Item 5 of the Schedule is hereby amended and supplemented by the following: | ||
Item 5. | Interest in Securities of the Issuer | |
(a) | As of December 31, 2024, Mr. Gallagher beneficially owns 2,348,348 shares of the Company's common stock, representing 12.76% of the outstanding common stock of the Company based on the 18,407,799 shares of common stock outstanding as of December 31, 2024. These shares include (x) 11,000 shares of common stock held by a trust under which Mr. Gallagher serves as Trustee and (y) 200,000 shares of common stock held by a limited liability company controlled by Mr. Gallagher as described in Item 6. The percentage of Mr. Gallagher's ownership of common stock of the Company has varied since the effective date of Amendment No. 10 to this Schedule 13D as Mr.

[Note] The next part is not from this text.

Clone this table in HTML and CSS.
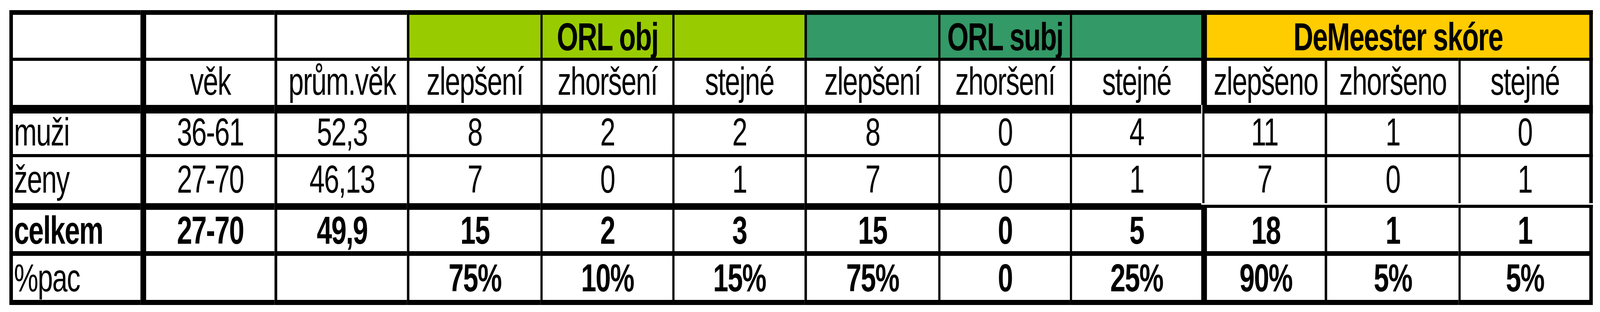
FILE: index.html
```html
<!DOCTYPE html>
<html lang="cs">
<head>
<meta charset="utf-8">
<title>Výsledky</title>
<link rel="stylesheet" href="styles.css">
</head>
<body>
<div class="frame">
<div class="sheet">
  <div class="row r1">
    <div class="c"></div><div class="c"></div><div class="c"></div>
    <div class="c lime"></div><div class="c lime b">ORL obj</div><div class="c lime"></div>
    <div class="c sea"></div><div class="c sea b">ORL subj</div><div class="c sea"></div>
    <div class="c gold b span3">DeMeester skóre</div>
  </div>
  <div class="row r2">
    <div class="c"></div><div class="c">věk</div><div class="c">prům.věk</div>
    <div class="c">zlepšení</div><div class="c">zhoršení</div><div class="c">stejné</div>
    <div class="c">zlepšení</div><div class="c">zhoršení</div><div class="c">stejné</div>
    <div class="c">zlepšeno</div><div class="c">zhoršeno</div><div class="c">stejné</div>
  </div>
  <div class="row r3 thin">
    <div class="c">muži</div><div class="c">36-61</div><div class="c">52,3</div>
    <div class="c">8</div><div class="c">2</div><div class="c">2</div>
    <div class="c">8</div><div class="c">0</div><div class="c">4</div>
    <div class="c">11</div><div class="c">1</div><div class="c">0</div>
  </div>
  <div class="row r4 thin">
    <div class="c">ženy</div><div class="c">27-70</div><div class="c">46,13</div>
    <div class="c">7</div><div class="c">0</div><div class="c">1</div>
    <div class="c">7</div><div class="c">0</div><div class="c">1</div>
    <div class="c">7</div><div class="c">0</div><div class="c">1</div>
  </div>
  <div class="row r5 b">
    <div class="c">celkem</div><div class="c">27-70</div><div class="c">49,9</div>
    <div class="c">15</div><div class="c">2</div><div class="c">3</div>
    <div class="c">15</div><div class="c">0</div><div class="c">5</div>
    <div class="c">18</div><div class="c">1</div><div class="c">1</div>
  </div>
  <div class="row r6">
    <div class="c">%pac</div><div class="c"></div><div class="c"></div>
    <div class="c b">75%</div><div class="c b">10%</div><div class="c b">15%</div>
    <div class="c b">75%</div><div class="c b">0</div><div class="c b">25%</div>
    <div class="c b">90%</div><div class="c b">5%</div><div class="c b">5%</div>
  </div>
</div>
</div>
</body>
</html>
```
FILE: styles.css
```css
html, body {
  margin: 0;
  background: #ffffff;
}

.frame {
  width: 100%;
  height: 800px;
  overflow: hidden;
}

.sheet {
  display: grid;
  grid-template-columns: 483px 494px 488px 492px 486px 487px 493px 485px 484px 455px 493px 495px;
  grid-template-rows: 122px 121px 126px 126px 123px 138px;
  width: 5835px;
  margin: 26px 0 0 35px;
  background: #ffffff;
  color: #000000;
  font-family: "Liberation Sans", Arial, sans-serif;
  font-size: 101px;
  letter-spacing: -2.5px;
  line-height: 1;
  transform-origin: 0 0;
}

@media (max-width: 5895px) {
  .sheet {
    margin-left: 24.32px;
    transform: scaleX(0.694708);
  }
}

.row {
  display: contents;
}

.c {
  box-sizing: border-box;
  border: 0 solid #000000;
  display: flex;
  align-items: flex-end;
  justify-content: center;
  white-space: nowrap;
  background: #ffffff;
}

.b { font-weight: bold; }
.lime { background: #99cc00; }
.sea { background: #339966; }
.gold { background: #ffcc00; }
.span3 { grid-column: span 3; }

/* vertical lines, per column */
.row > .c:nth-child(1) { border-left-width: 13px; justify-content: flex-start; padding-left: 4px; }
.row > .c:nth-child(2) { border-left-width: 21px; }
.row > .c:nth-child(3) { border-left-width: 10px; }
.row > .c:nth-child(4) { border-left-width: 9px; }
.row > .c:nth-child(5) { border-left-width: 8px; }
.row > .c:nth-child(6) { border-left-width: 8px; }
.row > .c:nth-child(7) { border-left-width: 9px; }
.row > .c:nth-child(8) { border-left-width: 8px; }
.row > .c:nth-child(9) { border-left-width: 8px; }
.row > .c:nth-child(10) { border-left-width: 21px; }
.row > .c:nth-child(11) { border-left-width: 9px; }
.row > .c:nth-child(12) { border-left-width: 8px; }
.row > .c:last-child { border-right-width: 13px; }

.thin > .c:nth-child(10) { border-left-width: 8px; margin-left: 4px; }

/* horizontal lines, per row */
.r1 > .c { border-top-width: 12px; padding-bottom: 3px; }
.r2 > .c { border-top-width: 8px; padding-bottom: 10px; }
.r3 > .c { border-top-width: 22px; padding-bottom: 6px; }
.r4 > .c { border-top-width: 8px; padding-bottom: 11px; }
.r5 > .c { border-top-width: 17px; padding-bottom: 3px; }
.r6 > .c { border-top-width: 12px; border-bottom-width: 13px; padding-bottom: 6px; }

.r6 > .c:nth-child(1) { font-weight: normal; }

.r5 > .c:nth-child(n+10) { border-top-width: 8px; margin-top: 4px; }
```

Gallagher has (i) returned shares to the Company to meet tax withholding obligations upon vesting of restricted stock grants and (ii) sold shares of the Company's common stock. | |
(b) | Mr. Gallagher has the sole power to vote and sole power to dispose or to direct the disposition of all of the 2,348,348 shares reported as beneficially owned by him. | |
(c) | In the past 60 days and after December 31, 2024, Mr. Gallagher has not acquired or disposed of any shares of the Company's common stock. | |
(d) | No other person has the right to receive or the power to direct the receipt of the dividends from, or proceeds from the sale of, such securities. |
SIGNATURE | |
After reasonable inquiry and to the best of my knowledge and belief, I certify that the information set forth in this statement is true, complete and correct.